Even without gating criteria, it is easy to weight the scores to favor our gut-feeling choice, even if subconsciously. If I know my favorite phone has a high-resolution rear camera, and I weight that very heavily, it increases the odds my favorite camera will win. Unless your primary task is to take great pictures, that probably leads to a bad result. Again, garbage in, garbage out.
Still, if you need to pick between a bunch of transistors, a slew of op amps, or a raft of wireless boards, going through the above process at least organizes your thoughts and forces you to consider what is most important. Just don’t fall into the trap of thinking that it is infallible.
Back to the Moon
The U.S. space program in the 1960s was nothing short of amazing. The U.S. didn’t even launch a satellite until 1958. Alan Sheppard did a suborbital flight in 1961, and John Glenn did a few orbits in 1962. By 1969, two men walked on the surface of the moon. That was a lot of engineering in the space of about ten years. A lot of what they did, we might today consider hacks.

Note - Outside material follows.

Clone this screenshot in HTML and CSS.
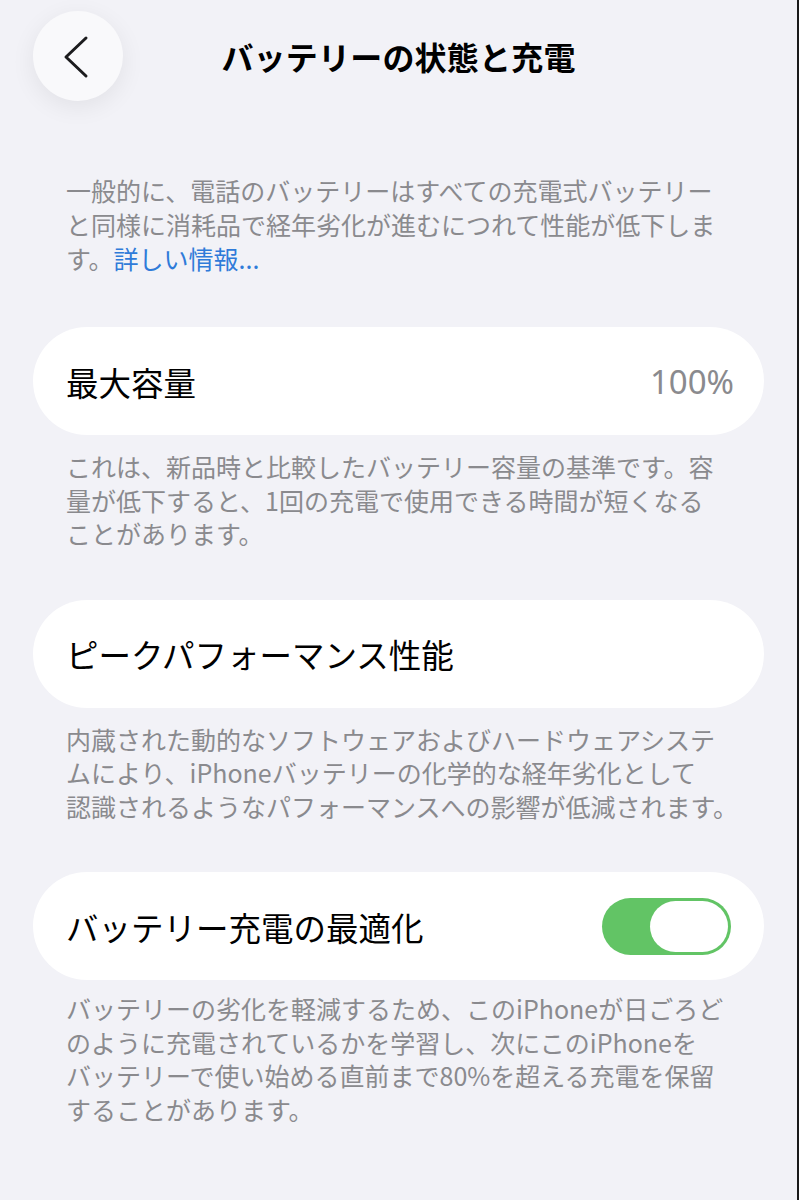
FILE: index.html
```html
<!DOCTYPE html>
<html lang="ja">
<head>
<meta charset="utf-8">
<title>バッテリーの状態と充電</title>
<link rel="stylesheet" href="styles.css">
</head>
<body>
<div class="screen">
  <header class="nav">
    <div class="nav-side">
      <button class="back" aria-label="戻る">
        <svg width="90" height="90" viewBox="0 0 90 90"><path d="M53 27 L33 46 L53 65" fill="none" stroke="#1c1c1e" stroke-width="3" stroke-linecap="round" stroke-linejoin="round"/></svg>
      </button>
    </div>
    <h1 class="title">バッテリーの状態と充電</h1>
    <div class="nav-side"></div>
  </header>

  <p class="intro">一般的に、電話のバッテリーはすべての充電式バッテリー<br>と同様に消耗品で経年劣化が進むにつれて性能が低下しま<br>す。<span class="link">詳しい情報...</span></p>

  <section class="group">
    <div class="card">
      <span class="label">最大容量</span>
      <span class="value">100%</span>
    </div>
    <p class="note">これは、新品時と比較したバッテリー容量の基準です。容<br>量が低下すると、1回の充電で使用できる時間が短くなる<br>ことがあります。</p>
  </section>

  <section class="group">
    <div class="card">
      <span class="label">ピークパフォーマンス性能</span>
    </div>
    <p class="note">内蔵された動的なソフトウェアおよびハードウェアシステ<br>ムにより、iPhoneバッテリーの化学的な経年劣化として<br>認識されるようなパフォーマンスへの影響が低減されます。</p>
  </section>

  <section class="group">
    <div class="card">
      <span class="label">バッテリー充電の最適化</span>
      <span class="toggle"><span class="knob"></span></span>
    </div>
    <p class="note note-last">バッテリーの劣化を軽減するため、このiPhoneが日ごろど<br>のように充電されているかを学習し、次にこのiPhoneを<br>バッテリーで使い始める直前まで80%を超える充電を保留<br>することがあります。</p>
  </section>
</div>
</body>
</html>
```

FILE: styles.css
```css
html, body {
  margin: 0;
  padding: 0;
  background: #f2f2f7;
}
body {
  font-family: "Noto Sans CJK JP", "Noto Sans", sans-serif;
  color: #000;
}
.screen {
  width: 797px;
  min-height: 1200px;
  border-right: 2px solid #1a1a1a;
  background: #f2f2f7;
  overflow: hidden;
}
.nav {
  display: grid;
  grid-template-columns: 1fr auto 1fr;
  align-items: center;
  padding: 11px 33px 0;
  height: 90px;
}
.back {
  width: 90px;
  height: 90px;
  padding: 0;
  border: none;
  border-radius: 50%;
  background: #f9f9fb;
  box-shadow: 0 6px 24px rgba(0, 0, 0, 0.07);
  display: block;
}
.back svg { display: block; }
.title {
  margin: 0;
  font-size: 32px;
  font-weight: 700;
  line-height: 40px;
  letter-spacing: 0.2px;
  color: #000;
}
.intro, .note {
  margin: 0;
  padding: 0 66px;
  font-size: 25px;
  line-height: 33.5px;
  color: #8a8a8e;
  white-space: nowrap;
}
.intro {
  margin-top: 72px;
  margin-bottom: 52px;
  line-height: 34px;
}
.link { color: #2f7bd9; }
.group {
  margin: 0 0 49px;
}
.card {
  margin: 0 33px;
  height: 108px;
  border-radius: 54px;
  background: #fff;
  display: flex;
  align-items: center;
  justify-content: space-between;
  padding: 0 33px;
  box-sizing: border-box;
}
.label {
  font-size: 32.5px;
  color: #000;
}
.value {
  font-size: 33px;
  color: #8a8a8e;
  font-family: "Noto Sans", "Noto Sans CJK JP", sans-serif;
  margin-right: -3px;
}
.note {
  margin-top: 15px;
}
.note-last {
  margin-top: 12px;
}
.toggle {
  width: 129px;
  height: 57px;
  border-radius: 29px;
  background: #62c465;
  display: flex;
  align-items: center;
  justify-content: flex-end;
  padding: 0 3px;
  box-sizing: border-box;
}
.knob {
  width: 78px;
  height: 51px;
  border-radius: 26px;
  background: #fff;
}
```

I’ve heard the stories about the LEM design for many years, but I found the best reference to them in a paper published by [Robert Smythe] at Grumman. There are quite a few lessons you can pick up from reading about what it took to get from nothing to a moon walk in ten years. You can find that and more in [David Mindell’s] Digital Apollo book, which is a great read. Even if you don’t want to read the book, [Mindell’s] sources are interesting reading. Another good source is NASA’s history pages.
The more you read about cases like the LEM, the more apparent it is that engineering is both a science and an art. Structured methods can help you think about a problem. But sometimes getting the best design takes a leap of creativity that you can’t encapsulate in a table of numbers or a math equation. You can use tools to make sure you cover all your bases or to help define the problem. You might need math or testing to prove out that crazy design idea (just like the LEM engineers tested the safety of the standing position). But the crazy–and often best–ideas don’t fall out of a process. They come from creative inspiration.